A view of the hospital from the school

In addition to the basic academic skills within their field, students are taught to work in groups across disciplines. Students participate in an annual Disaster Event, an inter-professionalism event coming out of McMillan in Canada. They get evaluated on how well they work together as a team, on ethics, etc (they aren’t being critiqued clinically on skills for this).

 

During our visit, we got split into 2 groups to talk with the Heads of 2 departments and tour the facilities:

  • jefferson-ambulance-2

    A model ambulance used for training, mostly by the EMS students

    Students can get an AAS in Surgical Tech (this technically falls under Nursing) and become nationally Board Certified (students have a 100% pass rate on the exam). Surgical Techs help prep patients and then monitor and keep things sterile in ORs. Students get more than 200 clinical hours in before graduation and are almost always hired before graduation.

  • jefferson-xrays

    Some of the Respiratory Tech training

    Respiratory Therapy is one of the Bachelor’s programs. This was the most amazing program! The Head is dynamic and passionate about what he’s doing. I was ready to sign up for the program right then. We got to look at x-rays to see how a diagnosis might be done, machines that help Cystic Fibrosis patients, and even 2 sets of real lungs that he inflated for us!

    • 75% of RT students are employed before graduation, and everyone has a job within a month of graduation.
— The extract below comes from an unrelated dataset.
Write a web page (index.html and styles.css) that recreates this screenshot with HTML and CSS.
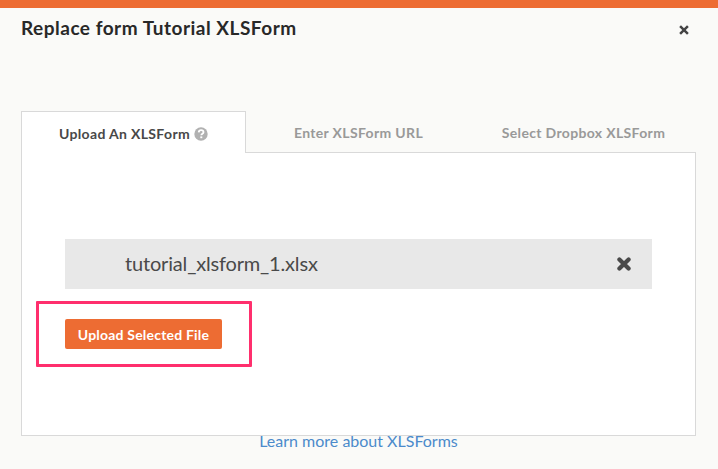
FILE: index.html
```html
<!DOCTYPE html>
<html lang="en">
<head>
<meta charset="utf-8">
<title>Replace form Tutorial XLSForm</title>
<link rel="stylesheet" href="styles.css">
</head>
<body>
<main class="modal">
  <header class="header">
    <h1 class="title">Replace form Tutorial XLSForm</h1>
    <button class="close" aria-label="Close"><svg width="10" height="10" viewBox="0 0 10 10"><path d="M1.1 1.1 8.9 8.9M8.9 1.1 1.1 8.9" stroke="currentColor" stroke-width="2.5"/></svg></button>
  </header>
  <nav class="tabs">
    <a class="tab active"><span>Upload An XLSForm</span><svg class="help" width="14" height="14" viewBox="0 0 14 14"><circle cx="7" cy="7" r="6.7" fill="#b1b1b1"/><path d="M4.7 5.3C4.9 3.9 5.8 3.2 7.1 3.2c1.4 0 2.4.8 2.4 2 0 1.6-2.2 1.5-2.2 3.1" fill="none" stroke="#fff" stroke-width="1.8"/><path d="M6.3 9.4h2v1.8h-2z" fill="#fff"/></svg></a>
    <a class="tab"><span>Enter XLSForm URL</span></a>
    <a class="tab"><span>Select Dropbox XLSForm</span></a>
  </nav>
  <section class="panel">
    <div class="file">
      <span class="file-name">tutorial_xlsform_1.xlsx</span>
      <button class="remove" aria-label="Remove file"><svg width="14" height="14" viewBox="0 0 14 14"><path d="M2.4 2.4 11.6 11.6M11.6 2.4 2.4 11.6" stroke="currentColor" stroke-width="4.2" stroke-linecap="round"/></svg></button>
    </div>
    <div class="highlight"><button class="upload">Upload Selected File</button></div>
  </section>
  <footer class="footer"><a class="learn">Learn more about XLSForms</a></footer>
</main>
</body>
</html>
```
FILE: styles.css
```css
* { box-sizing: border-box; }
body { margin: 0; background: #fafaf8; font-family: Lato, "Liberation Sans", sans-serif; color: #4a4a4a; }
button { border: 0; padding: 0; background: none; font: inherit; color: inherit; white-space: nowrap; }
svg { display: block; }
span, a { white-space: nowrap; }
.modal { height: 469px; border-top: 8px solid #ed6c33; padding: 0 22px 0 21px; overflow: hidden; }
.header { display: flex; justify-content: space-between; align-items: flex-start; height: 103px; padding-top: 8px; }
.title { margin: 0; font-size: 19px; line-height: 24px; font-weight: 700; letter-spacing: 0.5px; color: #282828; }
.close { margin: 9px 7px 0 0; color: #444; }
.tabs { display: grid; grid-template-columns: repeat(3, 225px); height: 42px; }
.tab { display: flex; align-items: center; justify-content: center; border-bottom: 1px solid #d9d9d9; padding-top: 3px; font-size: 14px; line-height: 20px; font-weight: 700; letter-spacing: 0.34px; color: #999; }
.tab.active { border: 1px solid #d9d9d9; border-bottom: 0; background: #fff; color: #484848; }
.help { margin-left: 4px; margin-top: -1px; }
.panel { height: 283px; border: 1px solid #d9d9d9; border-top: 0; background: #fff; padding: 86px 43px 0; }
.file { display: flex; align-items: center; justify-content: space-between; height: 50px; background: #e8e8e8; padding: 0 21px 0 60px; }
.file-name { font-size: 20px; line-height: 28px; letter-spacing: -0.17px; padding-bottom: 2px; }
.highlight { width: 216px; height: 66px; margin: 12px 0 0 -29px; border: 3px solid #ff2f6d; padding: 15px 0 0 26px; border-radius: 1px; }
.upload { display: flex; align-items: center; justify-content: center; width: 157px; height: 30px; border-radius: 2px; background: #ed6c33; color: #fff; font-size: 14px; font-weight: 700; letter-spacing: 0.2px; }
.footer { display: flex; justify-content: center; }
.learn { font-size: 16px; line-height: 20px; margin-top: -5px; color: #4b8acb; }
```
This isn’t unusual. A nursing student said that she has gotten job offers on the floor as she did clinicals: “You can come back and work for me.”
jefferson-table-2

The Anatomage; the student demonstrated how it can show different layers of the body

Resources are “top notch. Often they’re one generation out of date – we get a lot of things donated – but they’re free and similar to what they use in hospitals,” said one of the teachers. An exception to this is the Anatomage which is table with a top that works like a giant ipad. They can pull up a picture of full-sized body that students can rotate, “dissect,” and use to learn skeletal, muscular, and other structures. Not many schools have it.

Additionally, they had a Cadaver lab which gets used by many programs including Occupational Therapy. OT also has labs that include a play room for kids and a mock house so they can learn to work with patients in that environment.

jefferson-dorm

A view of the dorm (the tall brick building) from the school. It’s a quick walk across the park. 

Students we spoke to chose Jefferson for the direct entry programs, the 4-year EMS, and the nice dorms. Dorms are a 4 minute walk from the school. Even though there’s no traditional campus, students feel like they get a full college experience. There are extra-curricular options and events just like any other college. A couple they mentioned were:

  • Taste of Jefferson: Departments have different foods, students get a passport to be stamped, they get a t-shirt when they fill it up.
  • Chocolate Day: “the best part is the chocolate fountain!”
jefferson-ot-lab

One of the OT labs

All students can have cars on campus, and parking is easy in the garage. It’s helpful to have one for clinicals and just getting around; the closest grocery store is a mile. However, it’s not needed.